I've often thought that if we eliminated (primarily because they've become
too predictable and boring) the discussions that invariably devolve into DBT
debates, ie. cables, equipment "burn-in", amplifiers, green pens, etc.,
there would be precious few threads worth following.


Actually if the subjectivist proponents would stop insisting that some
differences that have no evidence of even existing are subjects worthy of
pursuit and would get about validating the claims instead of continuing to
endlessly 'argue' there are plenty of worthy topics.

According to the
regular DBT proponents, most (if not all) CD players, cables (of all kind)
and amplifiers are indistinguishable one from another, so if you heard a
difference and want to discuss it, you first have to validate your
observation via some form of DBT.


Why would you wish to discuss inaudible differences when there are interesting
things that make real differences?

This yields two possible responses to a
new equipment related thread. One is that since very few (if any) posters
bother to set up a DBT for product evaluation, there is no point of
discussion, since your new "x" defacto, sounds the same as your old "x"
because you can't prove otherwise.


But one CAN employ many forms of bias controls in listening evaluation. Many of
us do and have done this. That's why I don't start threads about the 'sound' of
my amplifiers. I've already determined they have no sound of their own.

Just because one chooses not to doesn't automatically make his observations
useful to anyone else.

The second possible response is that
based on the DBTs that have been done, your old "x" must sound the same as
your new one because it's been established that all "x's" are
indistinguishable. The third possibility which used to occupy most of this
group was the discussion about what the equipment itself sounded like, but
those conversations rarely happen anymore, either because such differences
no longer exist, or because the DBT camp redirects them as DBT discussions
(perhaps because those differences no longer exist.)


It's a good thing. Why waste time discussing inaudible differences when
sujectivists can devolve the discussion with endless arguments about why ALL
existing evidence about the sound of amps amd wires must be wrong and why there
isn't a shred of evidence otherwise?

Either way,
meaningful discussion over audio equipment is becoming increasingly rare.


I don't think that meaningful discussion about the sound of wires is possible.
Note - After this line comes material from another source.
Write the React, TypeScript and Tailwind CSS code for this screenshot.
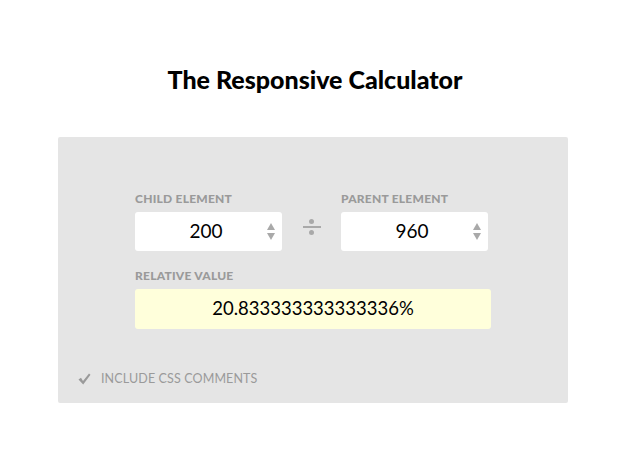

My initial thinking (and boredom) was that since current generation CD
players sound virtually identical, "properly engineered" amplifiers and
pre-amplifiers sound virtually identical, and cables make no difference;
this NG, indeed all audio discussions should be limited to speaker
discussions. After all, they're all different sounding and no one pair is
perfect and while some may argue, we really have progressed to the point
where we've achieved near perfection upstream. So the discussions that used
to be very important back when amplification wasn't quite as mature of a
technology as it is today, have simply lost their relevance.

So that leaves us with a quandry. What do we who love music and the
science/art of musical reproduction have to talk about? Surely there must
be more than just speakers.

Acoustic treatment, room setup and recordings anyone? I'd be very
interested to hear thoughts from the group as to other possibilities, as
it's clear that we're close to exhausting other equipment's potential for
discussion.


Other topics of interest to me are new release formats, alternative surround
playback, data reduction, programs useful for evaluation, evaluative listening
methods and styles, bass managment, speaker placement, effects of differing
room sizes, and small room acoustics.